## What you should do
Every line that contains the word "React" should be copied.

## Given data

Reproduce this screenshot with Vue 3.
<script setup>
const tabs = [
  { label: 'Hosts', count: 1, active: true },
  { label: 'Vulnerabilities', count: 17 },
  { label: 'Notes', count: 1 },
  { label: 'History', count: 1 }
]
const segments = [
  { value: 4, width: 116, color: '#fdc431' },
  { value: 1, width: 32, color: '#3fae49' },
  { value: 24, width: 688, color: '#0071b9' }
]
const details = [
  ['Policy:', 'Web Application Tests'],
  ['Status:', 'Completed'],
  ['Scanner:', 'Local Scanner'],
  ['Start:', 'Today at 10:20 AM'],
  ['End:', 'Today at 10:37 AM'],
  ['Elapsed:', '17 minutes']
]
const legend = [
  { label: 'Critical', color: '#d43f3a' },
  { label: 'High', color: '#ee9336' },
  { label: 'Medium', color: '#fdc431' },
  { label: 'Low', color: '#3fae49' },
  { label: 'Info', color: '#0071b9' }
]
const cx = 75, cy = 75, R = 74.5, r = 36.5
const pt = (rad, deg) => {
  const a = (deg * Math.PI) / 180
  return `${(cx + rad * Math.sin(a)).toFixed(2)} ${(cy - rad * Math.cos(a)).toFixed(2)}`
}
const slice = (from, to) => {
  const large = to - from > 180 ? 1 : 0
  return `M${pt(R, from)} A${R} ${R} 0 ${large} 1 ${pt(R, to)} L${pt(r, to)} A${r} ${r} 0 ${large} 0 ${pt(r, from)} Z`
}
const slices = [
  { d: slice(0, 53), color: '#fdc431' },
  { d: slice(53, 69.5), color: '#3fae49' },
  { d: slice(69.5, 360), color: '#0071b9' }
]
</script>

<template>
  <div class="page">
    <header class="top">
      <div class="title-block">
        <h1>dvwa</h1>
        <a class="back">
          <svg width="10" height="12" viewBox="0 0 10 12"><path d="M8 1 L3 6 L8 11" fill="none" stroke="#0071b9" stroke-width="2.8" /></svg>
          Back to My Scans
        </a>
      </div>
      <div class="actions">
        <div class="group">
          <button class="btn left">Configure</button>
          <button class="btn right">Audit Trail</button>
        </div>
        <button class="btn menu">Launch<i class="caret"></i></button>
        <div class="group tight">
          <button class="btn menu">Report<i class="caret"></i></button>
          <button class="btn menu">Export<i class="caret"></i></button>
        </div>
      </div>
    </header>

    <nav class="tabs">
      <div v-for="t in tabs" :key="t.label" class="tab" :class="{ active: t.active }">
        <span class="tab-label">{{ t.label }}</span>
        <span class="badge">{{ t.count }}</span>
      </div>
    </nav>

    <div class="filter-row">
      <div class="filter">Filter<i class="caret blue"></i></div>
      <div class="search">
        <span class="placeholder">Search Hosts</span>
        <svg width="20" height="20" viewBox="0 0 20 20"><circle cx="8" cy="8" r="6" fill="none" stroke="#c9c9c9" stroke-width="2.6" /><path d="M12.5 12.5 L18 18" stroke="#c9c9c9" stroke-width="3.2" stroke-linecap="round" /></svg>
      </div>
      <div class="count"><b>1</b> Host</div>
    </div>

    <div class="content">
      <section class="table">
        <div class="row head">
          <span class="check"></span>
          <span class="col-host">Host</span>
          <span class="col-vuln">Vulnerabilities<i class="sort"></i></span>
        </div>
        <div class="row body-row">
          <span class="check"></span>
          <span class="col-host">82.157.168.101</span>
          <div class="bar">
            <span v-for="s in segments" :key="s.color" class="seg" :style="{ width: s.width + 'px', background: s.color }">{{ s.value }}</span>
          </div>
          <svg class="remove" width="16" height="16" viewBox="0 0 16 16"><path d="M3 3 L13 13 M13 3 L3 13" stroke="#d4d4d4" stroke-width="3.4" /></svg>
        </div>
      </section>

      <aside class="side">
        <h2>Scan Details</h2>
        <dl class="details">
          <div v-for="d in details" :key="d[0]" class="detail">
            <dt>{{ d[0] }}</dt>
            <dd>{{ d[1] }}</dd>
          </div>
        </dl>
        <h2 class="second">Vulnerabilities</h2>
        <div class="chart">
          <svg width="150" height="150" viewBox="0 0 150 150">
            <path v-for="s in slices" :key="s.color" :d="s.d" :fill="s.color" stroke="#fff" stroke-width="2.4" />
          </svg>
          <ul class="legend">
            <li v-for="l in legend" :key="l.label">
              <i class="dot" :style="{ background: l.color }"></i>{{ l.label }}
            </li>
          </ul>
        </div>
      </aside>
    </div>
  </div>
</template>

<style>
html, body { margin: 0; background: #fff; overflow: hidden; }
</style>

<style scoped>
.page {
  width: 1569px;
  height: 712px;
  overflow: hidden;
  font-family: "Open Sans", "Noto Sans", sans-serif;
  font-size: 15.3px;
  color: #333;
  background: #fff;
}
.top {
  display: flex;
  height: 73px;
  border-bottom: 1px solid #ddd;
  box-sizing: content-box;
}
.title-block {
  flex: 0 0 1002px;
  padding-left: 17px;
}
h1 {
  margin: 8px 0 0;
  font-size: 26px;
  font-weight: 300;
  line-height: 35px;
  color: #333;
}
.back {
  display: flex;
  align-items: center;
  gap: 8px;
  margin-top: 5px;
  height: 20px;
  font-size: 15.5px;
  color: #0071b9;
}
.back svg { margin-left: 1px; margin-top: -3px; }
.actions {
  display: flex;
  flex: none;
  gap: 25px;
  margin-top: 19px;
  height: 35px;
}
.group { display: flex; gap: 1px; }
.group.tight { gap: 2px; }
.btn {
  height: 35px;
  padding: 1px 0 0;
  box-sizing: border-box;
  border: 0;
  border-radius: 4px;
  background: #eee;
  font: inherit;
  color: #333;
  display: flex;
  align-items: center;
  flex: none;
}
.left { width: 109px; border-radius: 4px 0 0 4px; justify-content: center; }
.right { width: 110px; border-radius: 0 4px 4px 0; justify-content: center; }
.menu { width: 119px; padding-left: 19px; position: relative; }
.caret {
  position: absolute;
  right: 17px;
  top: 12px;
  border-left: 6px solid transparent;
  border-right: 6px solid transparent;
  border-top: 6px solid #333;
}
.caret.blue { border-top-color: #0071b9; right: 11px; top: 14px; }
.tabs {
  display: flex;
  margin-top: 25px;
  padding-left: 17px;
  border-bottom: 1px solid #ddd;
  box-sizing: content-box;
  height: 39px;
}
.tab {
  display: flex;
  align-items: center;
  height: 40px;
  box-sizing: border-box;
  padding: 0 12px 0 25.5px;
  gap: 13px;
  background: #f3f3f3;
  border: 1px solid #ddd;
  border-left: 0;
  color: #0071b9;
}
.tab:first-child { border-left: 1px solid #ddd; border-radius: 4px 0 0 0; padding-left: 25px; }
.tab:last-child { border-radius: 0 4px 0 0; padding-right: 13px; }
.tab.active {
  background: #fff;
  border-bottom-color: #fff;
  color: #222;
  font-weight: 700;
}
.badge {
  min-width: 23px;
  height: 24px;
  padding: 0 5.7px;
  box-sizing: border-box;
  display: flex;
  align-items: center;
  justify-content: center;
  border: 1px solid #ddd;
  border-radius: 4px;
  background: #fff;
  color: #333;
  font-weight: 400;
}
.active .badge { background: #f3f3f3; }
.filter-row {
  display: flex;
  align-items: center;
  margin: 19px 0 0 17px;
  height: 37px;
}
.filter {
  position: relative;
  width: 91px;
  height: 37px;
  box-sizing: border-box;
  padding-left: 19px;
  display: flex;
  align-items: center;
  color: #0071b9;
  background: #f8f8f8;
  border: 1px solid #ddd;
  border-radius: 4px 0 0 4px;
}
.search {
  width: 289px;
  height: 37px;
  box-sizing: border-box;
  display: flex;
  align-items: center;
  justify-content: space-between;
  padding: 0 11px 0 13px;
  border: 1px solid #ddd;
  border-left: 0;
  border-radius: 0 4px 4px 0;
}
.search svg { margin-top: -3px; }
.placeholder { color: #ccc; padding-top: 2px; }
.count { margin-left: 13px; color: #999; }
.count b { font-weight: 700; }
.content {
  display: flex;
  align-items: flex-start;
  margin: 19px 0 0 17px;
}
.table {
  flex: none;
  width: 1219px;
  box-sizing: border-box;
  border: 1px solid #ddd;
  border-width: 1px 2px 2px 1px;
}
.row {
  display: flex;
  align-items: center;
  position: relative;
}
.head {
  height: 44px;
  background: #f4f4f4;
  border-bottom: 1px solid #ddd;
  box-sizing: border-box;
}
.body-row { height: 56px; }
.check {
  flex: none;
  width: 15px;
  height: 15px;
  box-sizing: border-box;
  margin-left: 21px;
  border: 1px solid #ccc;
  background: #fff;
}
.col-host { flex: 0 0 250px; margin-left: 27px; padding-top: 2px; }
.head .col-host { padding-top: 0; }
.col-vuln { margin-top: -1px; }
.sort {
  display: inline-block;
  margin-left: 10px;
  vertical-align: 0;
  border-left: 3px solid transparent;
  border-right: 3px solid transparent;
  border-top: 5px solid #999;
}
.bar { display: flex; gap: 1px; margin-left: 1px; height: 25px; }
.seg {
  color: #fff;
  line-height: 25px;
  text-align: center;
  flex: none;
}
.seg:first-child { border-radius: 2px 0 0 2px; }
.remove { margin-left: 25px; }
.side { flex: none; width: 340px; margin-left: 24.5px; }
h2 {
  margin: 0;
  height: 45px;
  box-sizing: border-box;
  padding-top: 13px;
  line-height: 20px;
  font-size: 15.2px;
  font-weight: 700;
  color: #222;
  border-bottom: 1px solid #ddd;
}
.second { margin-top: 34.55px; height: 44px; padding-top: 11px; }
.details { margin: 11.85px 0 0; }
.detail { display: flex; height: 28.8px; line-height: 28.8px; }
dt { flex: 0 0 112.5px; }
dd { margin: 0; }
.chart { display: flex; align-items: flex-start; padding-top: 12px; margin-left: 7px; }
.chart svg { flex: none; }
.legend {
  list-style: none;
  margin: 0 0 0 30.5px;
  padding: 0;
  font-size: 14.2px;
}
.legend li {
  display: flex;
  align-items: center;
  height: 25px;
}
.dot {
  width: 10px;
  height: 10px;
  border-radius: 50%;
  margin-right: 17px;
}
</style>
==
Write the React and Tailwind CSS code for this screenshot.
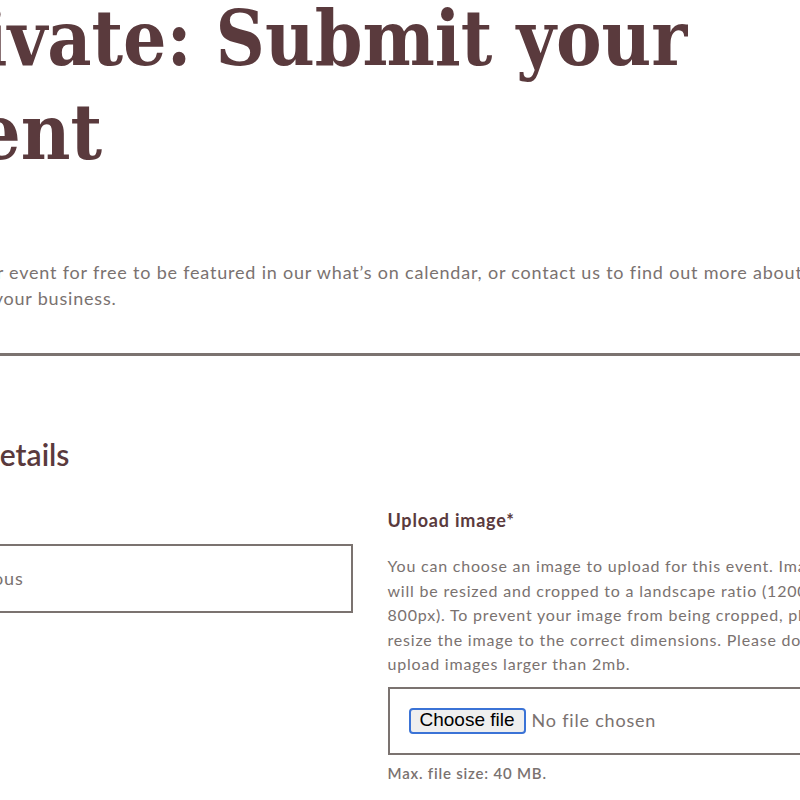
--
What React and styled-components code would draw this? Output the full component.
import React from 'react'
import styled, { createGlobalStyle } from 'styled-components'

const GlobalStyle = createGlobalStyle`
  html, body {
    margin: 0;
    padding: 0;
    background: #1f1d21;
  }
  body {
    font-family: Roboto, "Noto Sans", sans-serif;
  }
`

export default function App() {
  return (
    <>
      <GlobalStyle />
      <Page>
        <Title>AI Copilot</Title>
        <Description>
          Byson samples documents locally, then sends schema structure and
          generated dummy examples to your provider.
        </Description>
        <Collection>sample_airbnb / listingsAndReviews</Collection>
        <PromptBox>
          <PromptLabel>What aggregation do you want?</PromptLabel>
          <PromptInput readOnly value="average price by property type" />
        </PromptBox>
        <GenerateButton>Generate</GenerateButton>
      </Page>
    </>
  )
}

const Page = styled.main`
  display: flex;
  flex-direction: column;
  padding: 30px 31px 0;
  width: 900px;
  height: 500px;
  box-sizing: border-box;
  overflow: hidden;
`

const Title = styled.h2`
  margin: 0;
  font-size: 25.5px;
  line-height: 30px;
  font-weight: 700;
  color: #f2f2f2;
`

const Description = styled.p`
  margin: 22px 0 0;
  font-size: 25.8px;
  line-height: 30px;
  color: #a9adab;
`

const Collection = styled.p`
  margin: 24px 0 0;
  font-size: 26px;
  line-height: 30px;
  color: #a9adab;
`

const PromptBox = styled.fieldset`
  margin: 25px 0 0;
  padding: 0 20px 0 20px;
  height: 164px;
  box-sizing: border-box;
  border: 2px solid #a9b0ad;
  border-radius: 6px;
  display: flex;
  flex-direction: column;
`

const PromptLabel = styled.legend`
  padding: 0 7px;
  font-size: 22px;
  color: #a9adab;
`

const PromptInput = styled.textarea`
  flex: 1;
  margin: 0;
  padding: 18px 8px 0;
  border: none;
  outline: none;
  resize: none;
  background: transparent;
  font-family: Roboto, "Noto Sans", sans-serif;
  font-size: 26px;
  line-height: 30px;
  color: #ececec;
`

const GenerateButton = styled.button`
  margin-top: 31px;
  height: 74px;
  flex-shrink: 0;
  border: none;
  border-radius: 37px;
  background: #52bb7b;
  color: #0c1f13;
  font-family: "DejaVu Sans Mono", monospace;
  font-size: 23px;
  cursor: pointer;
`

## Solution for this task
Write the React and Tailwind CSS code for this screenshot.
What React and styled-components code would draw this? Output the full component.
import React from 'react'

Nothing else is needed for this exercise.